Na definição do Banco Central, a inclusão financeira caracteriza-se pelo acesso efetivo a crédito, poupança, pagamentos, seguros, previdência e investimentos. Nesse sentido, o acesso à conta bancária representa apenas a porta de entrada para a inclusão efetiva. O “Financial Inclusion Report” 2021/22, divulgado pelo governo britânico, apresenta os números sobre a abertura de contas básicas – um tipo específico de conta corrente voltado para os consumidores com dificuldade de acesso às contas correntes pessoais – e destaca que esse é só o primeiro passo para o acesso ao crédito.
A visibilidade é fundamental para ampliar o acesso dos consumidores ao mercado de crédito, seja através de instituições financeiras ou de outros credores, como o varejo e fornecedores de serviços.
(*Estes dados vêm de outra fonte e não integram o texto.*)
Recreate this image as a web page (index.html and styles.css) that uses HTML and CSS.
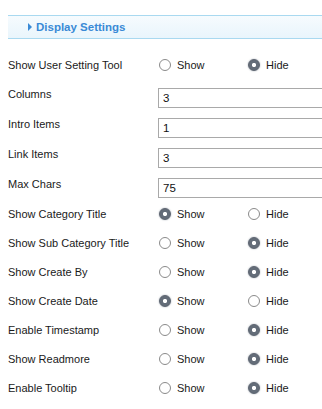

O consumidor recém-bancarizado precisaria construir um histórico de transações com o sistema financeiro antes de pleitear limites de crédito mais elevados, por exemplo. A visibilidade para crédito garante que as instituições concedentes de crédito tenham informações sobre o tomador de crédito e possam avaliar esse tipo de demanda, independentemente do relacionamento prévio, baseando-se no histórico financeiro que o consumidor construiu com outros setores da economia, como o setor de utilidades públicas. O uso dessas informações é valioso para a análise do comportamento do tomador d crédito e decidir se aprova uma operação e quais parâmetros de prazo e juros são mais condizentes com o perfil de risco do cliente.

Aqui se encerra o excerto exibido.